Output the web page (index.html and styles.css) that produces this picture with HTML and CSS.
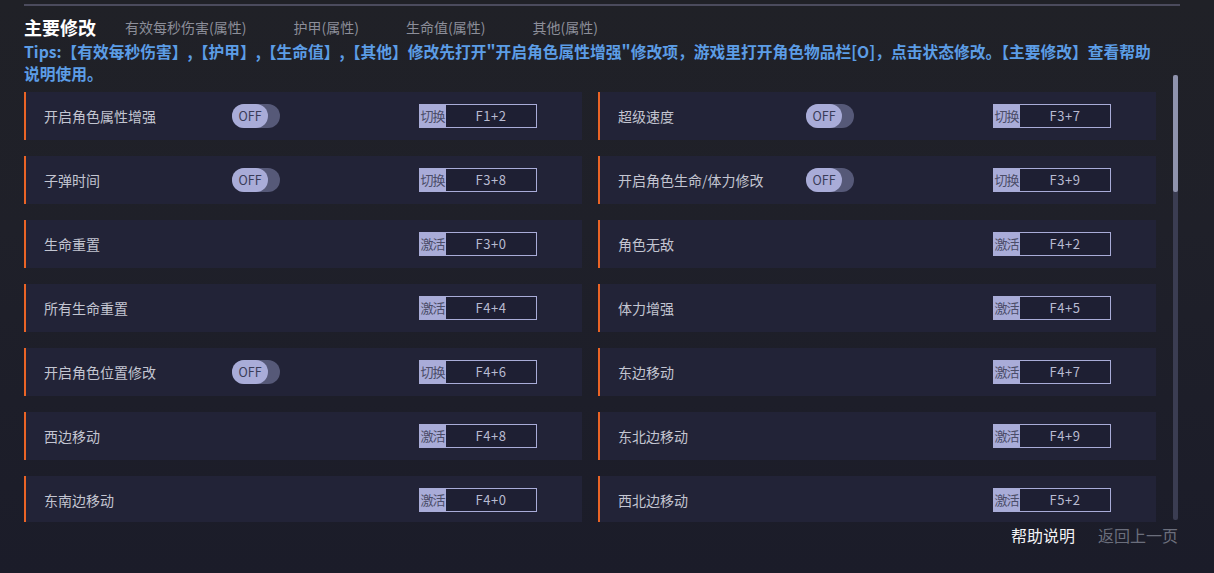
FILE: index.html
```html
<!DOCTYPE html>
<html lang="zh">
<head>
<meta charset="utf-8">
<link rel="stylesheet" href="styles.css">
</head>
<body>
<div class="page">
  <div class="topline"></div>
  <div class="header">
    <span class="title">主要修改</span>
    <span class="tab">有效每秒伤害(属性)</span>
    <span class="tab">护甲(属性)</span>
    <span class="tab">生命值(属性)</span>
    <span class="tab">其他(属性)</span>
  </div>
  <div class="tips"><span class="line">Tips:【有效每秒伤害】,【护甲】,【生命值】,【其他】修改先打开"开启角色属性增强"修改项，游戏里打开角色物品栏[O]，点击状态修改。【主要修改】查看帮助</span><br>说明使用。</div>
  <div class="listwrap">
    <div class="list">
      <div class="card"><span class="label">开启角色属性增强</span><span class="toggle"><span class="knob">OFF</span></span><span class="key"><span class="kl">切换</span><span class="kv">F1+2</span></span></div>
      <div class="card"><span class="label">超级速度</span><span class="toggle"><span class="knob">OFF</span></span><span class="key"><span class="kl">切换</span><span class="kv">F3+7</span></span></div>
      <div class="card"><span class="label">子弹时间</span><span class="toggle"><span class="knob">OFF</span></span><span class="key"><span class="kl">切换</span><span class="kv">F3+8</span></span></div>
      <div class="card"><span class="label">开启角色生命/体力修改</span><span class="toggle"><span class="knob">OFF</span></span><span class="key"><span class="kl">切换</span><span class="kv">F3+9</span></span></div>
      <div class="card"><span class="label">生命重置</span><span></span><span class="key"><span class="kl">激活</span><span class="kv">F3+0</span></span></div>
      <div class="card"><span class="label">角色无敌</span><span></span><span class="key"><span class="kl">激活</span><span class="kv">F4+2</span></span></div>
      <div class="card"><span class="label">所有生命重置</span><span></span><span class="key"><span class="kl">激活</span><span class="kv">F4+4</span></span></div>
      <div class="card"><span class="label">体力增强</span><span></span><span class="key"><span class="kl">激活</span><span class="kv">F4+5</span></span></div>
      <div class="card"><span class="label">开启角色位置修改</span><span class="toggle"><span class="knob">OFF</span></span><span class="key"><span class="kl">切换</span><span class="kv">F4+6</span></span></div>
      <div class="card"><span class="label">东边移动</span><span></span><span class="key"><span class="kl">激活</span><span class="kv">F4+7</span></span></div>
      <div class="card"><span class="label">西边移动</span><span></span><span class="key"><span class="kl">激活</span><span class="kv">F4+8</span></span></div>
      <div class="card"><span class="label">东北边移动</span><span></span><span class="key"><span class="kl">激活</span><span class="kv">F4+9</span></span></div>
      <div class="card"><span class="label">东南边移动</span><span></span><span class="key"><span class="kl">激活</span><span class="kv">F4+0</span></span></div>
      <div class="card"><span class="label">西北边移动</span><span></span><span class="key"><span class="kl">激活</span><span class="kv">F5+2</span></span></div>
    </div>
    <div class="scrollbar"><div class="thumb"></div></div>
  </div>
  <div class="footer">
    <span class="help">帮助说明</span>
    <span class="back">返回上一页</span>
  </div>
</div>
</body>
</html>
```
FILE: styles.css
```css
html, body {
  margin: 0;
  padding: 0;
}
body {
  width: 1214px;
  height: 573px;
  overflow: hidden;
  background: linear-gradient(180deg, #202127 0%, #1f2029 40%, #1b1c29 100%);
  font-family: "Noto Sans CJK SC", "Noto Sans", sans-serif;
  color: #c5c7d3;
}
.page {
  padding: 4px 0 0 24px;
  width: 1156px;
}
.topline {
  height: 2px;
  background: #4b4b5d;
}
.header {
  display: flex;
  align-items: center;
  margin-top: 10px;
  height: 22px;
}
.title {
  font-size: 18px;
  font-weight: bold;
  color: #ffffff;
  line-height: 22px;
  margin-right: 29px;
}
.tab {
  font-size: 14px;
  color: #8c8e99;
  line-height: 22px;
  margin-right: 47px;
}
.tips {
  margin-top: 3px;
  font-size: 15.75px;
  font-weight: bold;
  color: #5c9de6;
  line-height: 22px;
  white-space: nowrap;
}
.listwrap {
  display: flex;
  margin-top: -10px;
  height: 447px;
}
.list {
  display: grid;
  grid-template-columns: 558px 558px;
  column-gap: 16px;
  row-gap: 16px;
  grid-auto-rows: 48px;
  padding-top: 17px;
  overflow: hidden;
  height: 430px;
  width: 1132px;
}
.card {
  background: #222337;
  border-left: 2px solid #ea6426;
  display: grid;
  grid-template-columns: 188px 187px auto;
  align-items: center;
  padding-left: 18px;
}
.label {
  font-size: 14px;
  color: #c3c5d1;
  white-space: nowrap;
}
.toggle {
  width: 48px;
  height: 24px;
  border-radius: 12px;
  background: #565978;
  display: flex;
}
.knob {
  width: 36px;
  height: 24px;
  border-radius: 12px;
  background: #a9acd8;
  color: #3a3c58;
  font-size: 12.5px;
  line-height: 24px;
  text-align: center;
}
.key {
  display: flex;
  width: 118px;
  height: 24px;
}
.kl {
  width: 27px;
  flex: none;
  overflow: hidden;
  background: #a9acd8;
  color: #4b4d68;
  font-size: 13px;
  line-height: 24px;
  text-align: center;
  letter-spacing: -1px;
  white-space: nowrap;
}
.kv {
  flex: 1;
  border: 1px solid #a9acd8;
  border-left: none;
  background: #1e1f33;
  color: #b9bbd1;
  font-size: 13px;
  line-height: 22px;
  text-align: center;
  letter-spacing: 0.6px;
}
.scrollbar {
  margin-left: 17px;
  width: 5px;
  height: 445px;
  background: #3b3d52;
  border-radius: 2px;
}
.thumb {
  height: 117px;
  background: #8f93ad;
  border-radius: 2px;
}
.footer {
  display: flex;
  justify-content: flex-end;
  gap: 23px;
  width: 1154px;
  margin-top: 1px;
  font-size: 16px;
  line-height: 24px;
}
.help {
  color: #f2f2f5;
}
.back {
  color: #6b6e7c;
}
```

_ _ _ _

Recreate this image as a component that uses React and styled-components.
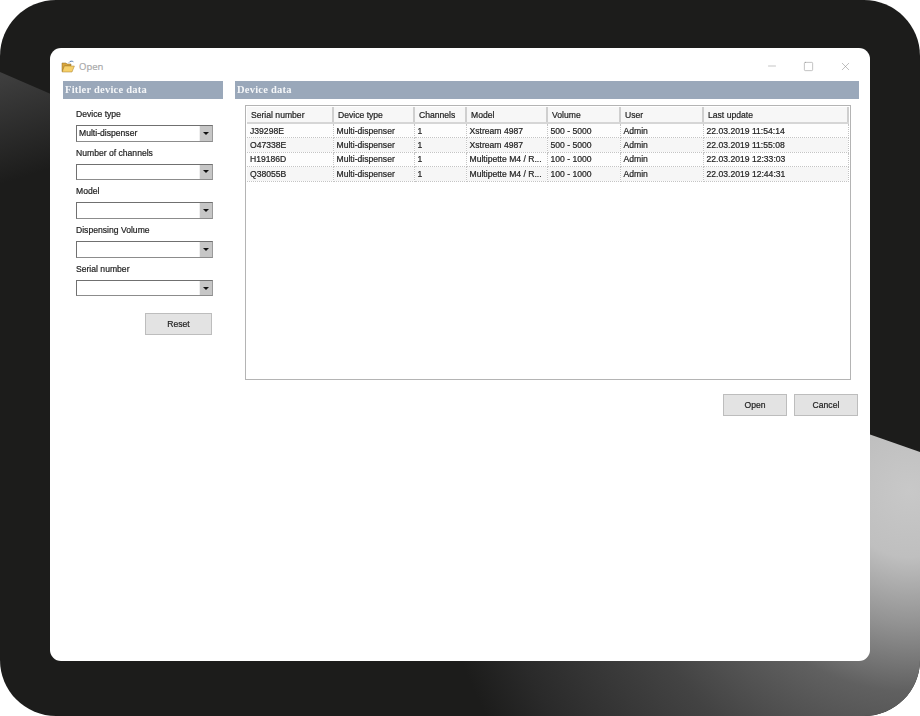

_ _ _ _

▶ **EXERCISE PROMPT**
Report each line of the material above where the word "styles" appears.

▶ **COMPLETED EXERCISE**
Output the web page (index.html and styles.css) that produces this picture with HTML and CSS.
<link rel="stylesheet" href="styles.css">
FILE: styles.css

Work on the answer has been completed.